▸ SUPPLIED INFORMATION
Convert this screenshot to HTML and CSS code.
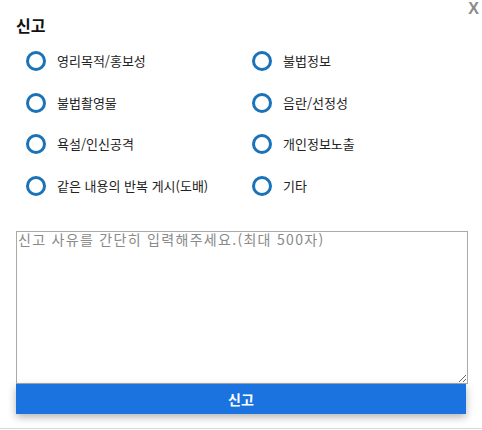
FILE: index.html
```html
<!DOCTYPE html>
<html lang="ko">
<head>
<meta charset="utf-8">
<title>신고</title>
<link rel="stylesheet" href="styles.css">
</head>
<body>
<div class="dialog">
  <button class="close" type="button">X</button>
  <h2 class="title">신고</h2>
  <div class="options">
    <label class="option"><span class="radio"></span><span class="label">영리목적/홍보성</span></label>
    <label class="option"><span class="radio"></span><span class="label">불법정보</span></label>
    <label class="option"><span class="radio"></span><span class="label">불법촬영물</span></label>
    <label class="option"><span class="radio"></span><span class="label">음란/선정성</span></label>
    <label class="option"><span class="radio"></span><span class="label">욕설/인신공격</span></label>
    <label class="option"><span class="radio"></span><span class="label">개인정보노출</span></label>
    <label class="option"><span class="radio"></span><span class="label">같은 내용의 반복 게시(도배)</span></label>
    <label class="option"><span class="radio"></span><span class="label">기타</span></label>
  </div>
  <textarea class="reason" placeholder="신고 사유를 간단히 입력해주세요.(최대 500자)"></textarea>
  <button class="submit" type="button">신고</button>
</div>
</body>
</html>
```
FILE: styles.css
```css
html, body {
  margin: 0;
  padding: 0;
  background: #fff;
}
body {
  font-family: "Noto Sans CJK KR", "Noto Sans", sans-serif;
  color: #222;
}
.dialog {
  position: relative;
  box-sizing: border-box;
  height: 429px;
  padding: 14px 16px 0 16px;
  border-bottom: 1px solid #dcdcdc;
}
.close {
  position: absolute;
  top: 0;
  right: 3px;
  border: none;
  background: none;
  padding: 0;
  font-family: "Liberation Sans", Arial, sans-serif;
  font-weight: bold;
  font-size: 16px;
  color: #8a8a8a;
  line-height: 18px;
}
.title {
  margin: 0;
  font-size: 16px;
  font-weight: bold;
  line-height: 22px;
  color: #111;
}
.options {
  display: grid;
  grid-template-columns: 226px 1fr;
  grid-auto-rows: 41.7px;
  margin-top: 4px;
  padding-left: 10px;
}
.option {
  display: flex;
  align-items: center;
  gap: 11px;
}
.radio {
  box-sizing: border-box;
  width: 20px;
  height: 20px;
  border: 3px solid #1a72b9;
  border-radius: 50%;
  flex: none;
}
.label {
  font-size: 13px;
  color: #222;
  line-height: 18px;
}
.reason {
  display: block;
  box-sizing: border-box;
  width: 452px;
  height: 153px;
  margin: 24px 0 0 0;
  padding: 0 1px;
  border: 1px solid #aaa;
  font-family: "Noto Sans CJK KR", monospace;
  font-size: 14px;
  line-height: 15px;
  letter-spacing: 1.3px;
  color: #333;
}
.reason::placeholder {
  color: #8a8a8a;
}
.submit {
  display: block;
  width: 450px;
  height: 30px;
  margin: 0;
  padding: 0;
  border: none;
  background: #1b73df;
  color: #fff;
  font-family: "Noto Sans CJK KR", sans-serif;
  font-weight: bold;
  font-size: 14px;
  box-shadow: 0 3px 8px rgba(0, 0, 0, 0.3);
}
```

▸ GIVEN REQUEST
The data above should be repeated exactly, minus any pictures.

▸ PROBLEM SOLUTION
Convert this screenshot to HTML and CSS code.
FILE: index.html
```html
<!DOCTYPE html>
<html lang="ko">
<head>
<meta charset="utf-8">
<title>신고</title>
<link rel="stylesheet" href="styles.css">
</head>
<body>
<div class="dialog">
  <button class="close" type="button">X</button>
  <h2 class="title">신고</h2>
  <div class="options">
    <label class="option"><span class="radio"></span><span class="label">영리목적/홍보성</span></label>
    <label class="option"><span class="radio"></span><span class="label">불법정보</span></label>
    <label class="option"><span class="radio"></span><span class="label">불법촬영물</span></label>
    <label class="option"><span class="radio"></span><span class="label">음란/선정성</span></label>
    <label class="option"><span class="radio"></span><span class="label">욕설/인신공격</span></label>
    <label class="option"><span class="radio"></span><span class="label">개인정보노출</span></label>
    <label class="option"><span class="radio"></span><span class="label">같은 내용의 반복 게시(도배)</span></label>
    <label class="option"><span class="radio"></span><span class="label">기타</span></label>
  </div>
  <textarea class="reason" placeholder="신고 사유를 간단히 입력해주세요.(최대 500자)"></textarea>
  <button class="submit" type="button">신고</button>
</div>
</body>
</html>
```
FILE: styles.css
```css
html, body {
  margin: 0;
  padding: 0;
  background: #fff;
}
body {
  font-family: "Noto Sans CJK KR", "Noto Sans", sans-serif;
  color: #222;
}
.dialog {
  position: relative;
  box-sizing: border-box;
  height: 429px;
  padding: 14px 16px 0 16px;
  border-bottom: 1px solid #dcdcdc;
}
.close {
  position: absolute;
  top: 0;
  right: 3px;
  border: none;
  background: none;
  padding: 0;
  font-family: "Liberation Sans", Arial, sans-serif;
  font-weight: bold;
  font-size: 16px;
  color: #8a8a8a;
  line-height: 18px;
}
.title {
  margin: 0;
  font-size: 16px;
  font-weight: bold;
  line-height: 22px;
  color: #111;
}
.options {
  display: grid;
  grid-template-columns: 226px 1fr;
  grid-auto-rows: 41.7px;
  margin-top: 4px;
  padding-left: 10px;
}
.option {
  display: flex;
  align-items: center;
  gap: 11px;
}
.radio {
  box-sizing: border-box;
  width: 20px;
  height: 20px;
  border: 3px solid #1a72b9;
  border-radius: 50%;
  flex: none;
}
.label {
  font-size: 13px;
  color: #222;
  line-height: 18px;
}
.reason {
  display: block;
  box-sizing: border-box;
  width: 452px;
  height: 153px;
  margin: 24px 0 0 0;
  padding: 0 1px;
  border: 1px solid #aaa;
  font-family: "Noto Sans CJK KR", monospace;
  font-size: 14px;
  line-height: 15px;
  letter-spacing: 1.3px;
  color: #333;
}
.reason::placeholder {
  color: #8a8a8a;
}
.submit {
  display: block;
  width: 450px;
  height: 30px;
  margin: 0;
  padding: 0;
  border: none;
  background: #1b73df;
  color: #fff;
  font-family: "Noto Sans CJK KR", sans-serif;
  font-weight: bold;
  font-size: 14px;
  box-shadow: 0 3px 8px rgba(0, 0, 0, 0.3);
}
```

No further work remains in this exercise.